### Exercise prompt
The listing below begins with the first line you should copy; stop after the line containing "fontFamily: 'Roboto, sans-serif'", and drop every picture.

────────

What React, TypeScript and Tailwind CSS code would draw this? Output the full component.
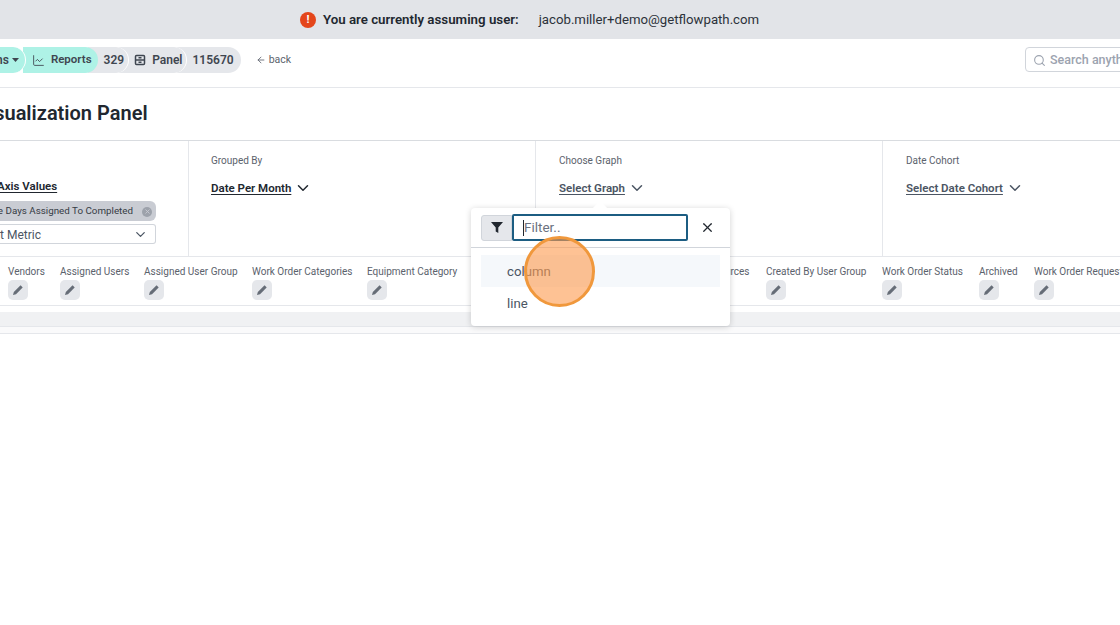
import React from "react";
import { ChevronDown, Search, X, ArrowLeft, LineChart } from "lucide-react";

const font = { fontFamily: 'Roboto, sans-serif' };

function PencilBtn() {
  return (
    <div className="w-5 h-5 rounded-[5px] bg-[#e5e7eb] flex items-center justify-center">
      <svg width="12" height="12" viewBox="0 0 12 12" fill="#666d77">
        <path d="M8.6 1.300 10.700 3.400 4 10.200 1 11 1.800 8z" />
      </svg>
    </div>
  );
}

function Filter({ label, className }: { label: string; className: string }) {
  return (
    <div className={`shrink-0 flex flex-col gap-[1px] ${className}`}>
      <div className="text-[10px] leading-[14px] text-[#5b626c] whitespace-nowrap">{label}</div>
      <PencilBtn />
    </div>
  );
}

function Column({ label, value, dark, className }: { label: string; value: string; dark?: boolean; className: string }) {
  return (
    <div className={`shrink-0 h-full border-r border-[#e5e7eb] pt-[13px] ${className}`}>
      <div className="text-[10px] leading-[14px] text-[#5b626c]">{label}</div>
      <div className="mt-[11px] flex items-center gap-[3px]">
        <span className={`text-[11.500px] leading-[14px] font-semibold underline underline-offset-2 ${dark ? "text-[#21272f]" : "text-[#4b5563]"}`}>{value}</span>
        <ChevronDown size={18} strokeWidth={2} className={dark ? "text-[#21272f]" : "text-[#4b5563]"} />
      </div>
    </div>
  );
}

export default function App() {
  return (
    <div style={font} className="relative w-[1120px] h-[625px] overflow-hidden bg-white text-[#21272f]">
      <div className="h-[39px] bg-[#e2e4e8] flex items-center justify-center gap-[20px] pr-[61px]">
        <div className="flex items-center gap-[7px]">
          <div className="w-4 h-4 rounded-full bg-[#e4461b] flex items-center justify-center text-white text-[11px] font-bold leading-none">!</div>
          <span className="text-[13.300px] font-semibold">You are currently assuming user:</span>
        </div>
        <span className="text-[13.200px] text-[#2c323a]">jacob.miller+demo@getflowpath.com</span>
      </div>

      <div className="h-[49px] border-b border-[#e5e7eb] flex items-start pt-[8px] justify-between">
        <div className="flex items-center">
          <div className="flex items-center h-[26px] text-[12px] font-semibold text-[#3f4650]">
            <div className="h-full -ml-[4px] pr-[6px] bg-[#aef2e6] rounded-r-full flex items-center gap-[3px] border-r border-white z-30">
              <span>ns</span>
              <svg width="7" height="4" viewBox="0 0 7 4" fill="#3f4650"><path d="M0 0h7L3.500 4z" /></svg>
            </div>
            <div className="h-full -ml-[3px] pl-[9px] pr-[6px] bg-[#aef2e6] rounded-r-full flex items-center gap-[6px] z-20 text-[11.500px]">
              <LineChart size={13} strokeWidth={1.6} />
              <span>Reports</span>
            </div>
            <div className="h-full -ml-[10px] pl-[16px] pr-[4px] bg-[#e5e7eb] rounded-r-full flex items-center border-r border-white z-10">329</div>
            <div className="h-full -ml-[10px] pl-[15px] pr-[4px] bg-[#e5e7eb] rounded-r-full flex items-center gap-[6px] border-r border-white z-[5]">
              <svg width="12" height="12" viewBox="0 0 12 12" fill="none" stroke="#3f4650" strokeWidth="1.5"><rect x="1.500" y="1.500" width="9" height="9" rx="1" /><path d="M1.500 6h9M4.500 3.800h3M4.500 8.200h3" /></svg>
              <span>Panel</span>
            </div>
            <div className="h-full -ml-[10px] pl-[15px] pr-[7px] bg-[#e5e7eb] rounded-r-full flex items-center">115670</div>
          </div>
          <div className="ml-[15px] flex items-center gap-[3px] text-[10.500px] text-[#5b626c]">
            <ArrowLeft size={10} />
            <span>back</span>
          </div>
        </div>
        <div className="w-[110px] h-[25px] -mr-[15px] border border-[#d1d5db] rounded-[4px] flex items-center gap-[4px] pl-[7px] pt-[1px] text-[12.500px] font-medium text-[#9ca3af] whitespace-nowrap overflow-hidden shrink-0">
          <Search size={13} className="shrink-0" />
          <span>Search anything</span>
        </div>
      </div>

      <div className="h-[53px] border-b border-[#d9dce0] flex items-center pb-[3px] overflow-hidden">
        <div className="text-[20px] font-semibold whitespace-nowrap -ml-[24px] text-[#21272f]">Visualization Panel</div>
      </div>

      <div className="h-[116px] border-b border-[#e5e7eb] flex overflow-hidden">
        <div className="shrink-0 w-[189px] h-full border-r border-[#e5e7eb]">
          <div className="mt-[38px] -ml-[3px] text-[11.500px] leading-[14px] font-semibold underline underline-offset-2 whitespace-nowrap">Axis Values</div>
          <div className="mt-[8px] w-[156px] h-[20px] pt-[1px] bg-[#c9ccd3] rounded-r-[6px] flex items-center justify-end pr-[4px] gap-[9px] text-[9.800px] text-[#353b44] whitespace-nowrap overflow-hidden">
            <span>e Days Assigned To Completed</span>
            <div className="shrink-0 w-[10px] h-[10px] rounded-full bg-[#9da2ab] flex items-center justify-center"><X size={7} className="text-[#c9ccd3]" strokeWidth={3} /></div>
          </div>
          <div className="mt-[3px] w-[156px] h-[20px] pt-[1px] bg-white border border-l-0 border-[#d1d5db] rounded-r-[3px] flex items-center justify-between pr-[7px] text-[12px] text-[#4b5563]">
            <span>t Metric</span>
            <ChevronDown size={15} />
          </div>
        </div>
        <Column className="w-[347px] pl-[22px]" label="Grouped By" value="Date Per Month" dark />
        <Column className="w-[347px] pl-[23px]" label="Choose Graph" value="Select Graph" />
        <Column className="w-[300px] pl-[23px] border-r-0" label="Date Cohort" value="Select Date Cohort" />
      </div>

      <div className="h-[49px] border-b border-[#e5e7eb] flex pt-[8px] pl-[8px] overflow-hidden">
        <Filter className="w-[52px]" label="Vendors" />
        <Filter className="w-[84px]" label="Assigned Users" />
        <Filter className="w-[108px]" label="Assigned User Group" />
        <Filter className="w-[115px]" label="Work Order Categories" />
        <Filter className="w-[294px]" label="Equipment Category" />
        <Filter className="w-[105px]" label="Work Order Sources" />
        <Filter className="w-[116px]" label="Created By User Group" />
        <Filter className="w-[97px]" label="Work Order Status" />
        <Filter className="w-[55px]" label="Archived" />
        <Filter className="w-[100px]" label="Work Order Requester" />
      </div>

      <div className="mt-[6px] h-[15px] bg-[#f0f1f3] border-b border-[#e5e7eb]" />
      <div className="h-[7px] bg-[#fafafb] border-b border-[#e5e7eb]" />

      <div className="absolute left-[471px] top-[208px] w-[259px] h-[118px] bg-white rounded-[4px] shadow-[0_1px_6px_rgba(0,0,0,0.18)]">
        <div className="absolute left-[124px] -top-[5px] w-[10px] h-[10px] rotate-45 bg-white" />
        <div className="relative h-[40px] border-b border-[#d1d5db] flex items-center pl-[10px]">
          <div className="w-[31px] h-[26px] bg-[#e5e7eb] border border-[#d1d5db] rounded-l-[3px] flex items-center justify-center">
            <svg width="12" height="11" viewBox="0 0 12 11" fill="#21272f"><path d="M0 0h12L7.300 5.500V11L4.700 9.500v-4z" /></svg>
          </div>
          <div className="w-[176px] h-[27px] border-2 border-[#1c5d82] rounded-[2px] pl-[9px] flex items-center text-[13.500px] text-[#6b7280]">
            <span className="w-px h-[16px] bg-[#21272f]" />
            Filter..
          </div>
          <X size={15} className="ml-[12px] text-[#21272f]" />
        </div>
        <div className="mt-[7px] mx-[10px] h-[32px] pt-[1px] bg-[#f5f8fb] flex items-center pl-[26px] text-[13.200px] text-[#4b5563]">column</div>
        <div className="mx-[10px] h-[32px] pt-[1px] flex items-center pl-[26px] text-[13.200px] text-[#4b5563]">line</div>
      </div>

      <div className="absolute left-[524px] top-[236px] w-[71px] h-[71px] rounded-full bg-[#fd9a4d]/60 border-[3px] border-[#f0983c]" />
    </div>
  );
}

────────

### Task output
What React, TypeScript and Tailwind CSS code would draw this? Output the full component.
import React from "react";
import { ChevronDown, Search, X, ArrowLeft, LineChart } from "lucide-react";

const font = { fontFamily: 'Roboto, sans-serif' };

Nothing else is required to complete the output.